I promised to share new work as and when I could and to add a bit of technical detail whilst doing so. This two person portrait shot on a sweltering July day in Dorset for a leading UK business magazine is a great example of the kind of picture I get asked to shoot. The story was a simple one about a new business partnership designing, making and selling very high class mens’ watches.
There was a limited amount of time for the interview, the pictures and a short video grab and so when I got my slot the two subjects, the reporter and the Picture Editor all jumped into my car and we headed about three quarters of a mile from the company offices to shoot on some open heathland because the style of picture I was being asked for needed an expanse of deep blue sky. We couldn’t shoot at the offices because there just too many tall building around and I had to rely on some local knowledge to find the right spot.
The location was far from perfect because I would have liked a decent amount of shade to put my two subjects in. That wasn’t going to be easy and so I had the reporter holding a large black reflector aloft to give me some artificial shade. There was only the slightest breeze but that was enough to force me into something of a ‘plan B’ which was to move into the shade of some tall bushes about fifty yards away. The downside of this was to lose the unbroken blue sky from behind my subjects (you can see some scrubby heath behind them in the bottom of the frame) but it did allow me to balance the flash (single Elinchrom Ranger Quadra with a 32″ x 24″ soft box) with the sky without the subjects being in direct sunshine themselves. Free from his reflector holding duties, the reporter was happy to hold onto the lighting stand to make sure that it didn’t blow over. No matter how light the breeze, soft boxes act like sails!

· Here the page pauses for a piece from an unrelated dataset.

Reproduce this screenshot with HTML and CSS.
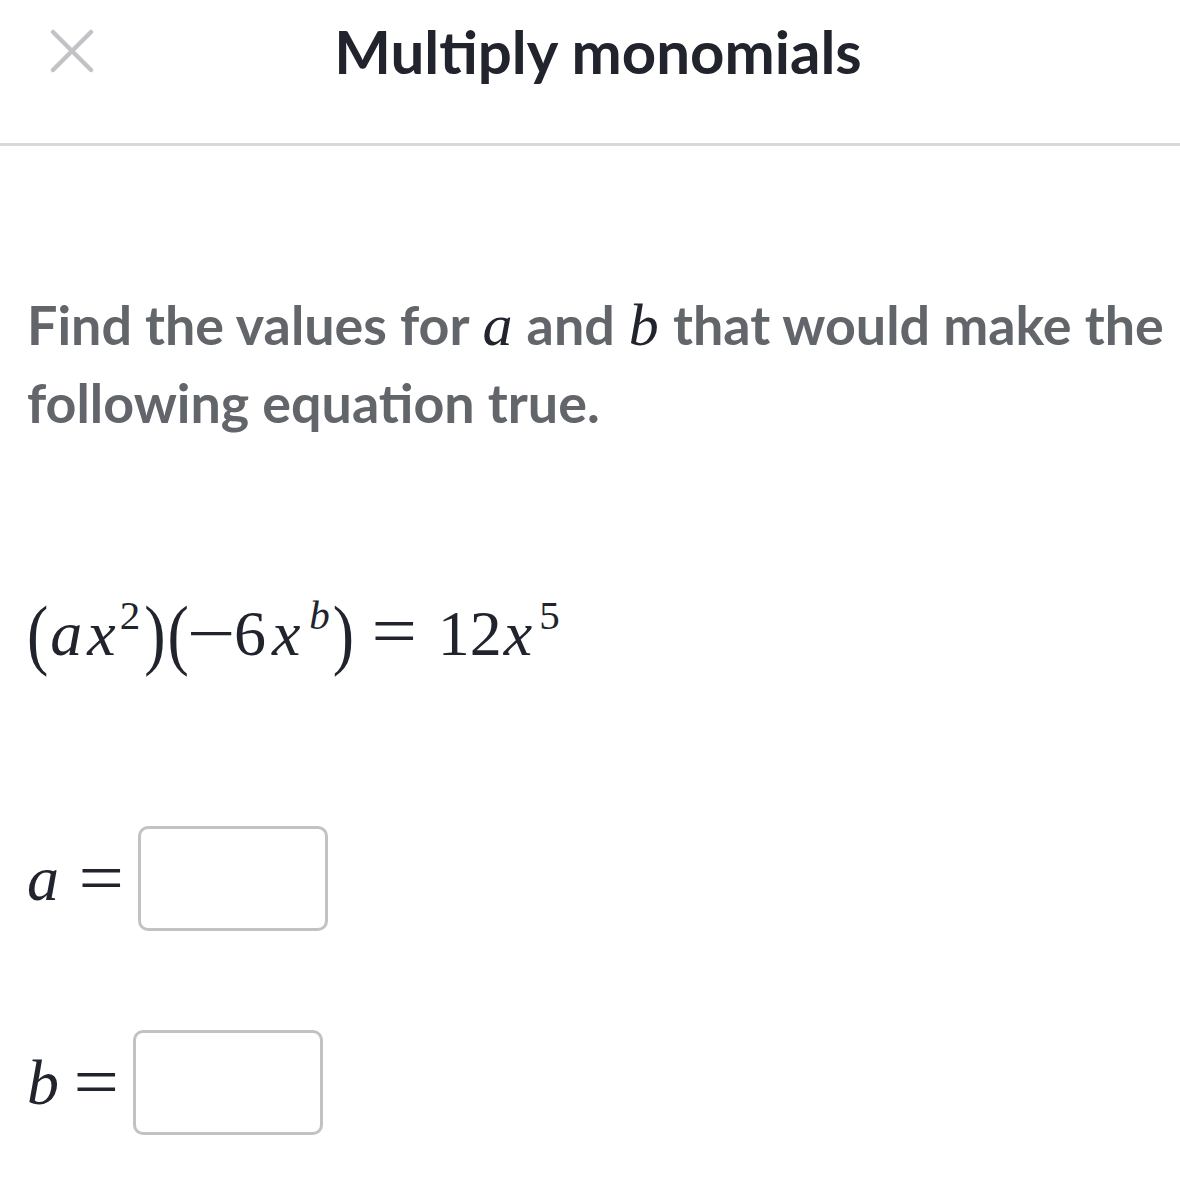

I have described shooting from the shade a couple of times before and the basic principle is an easy one: the subject is in deep shade and only lit by the flash whereas the rest of the scene is metered normally and the skill comes from balancing the two halves of the exposure. In practice on a bright and sunny day this almost always means the ambient exposure is going to be 1/200th of a second on 200 ISO at somewhere between f16 and f22. All you then need to do is to get enough power out of your flash to balance that. This sometimes means that you have to lose your light modifier (soft box/umbrella etc) if you don’t have a lot of power and almost always means moving the flash quite close to the subject if you want to keep the light modifier in place. Compromise… I’ve used that word once or twice before too. The camera was a Canon EOS5D MkII and the lens was a Canon 24-70 f2.8L.
The two guys in the photograph make some very cool watches. It’s a new business by the name of Elliott Brown and their first collection goes on sale about now.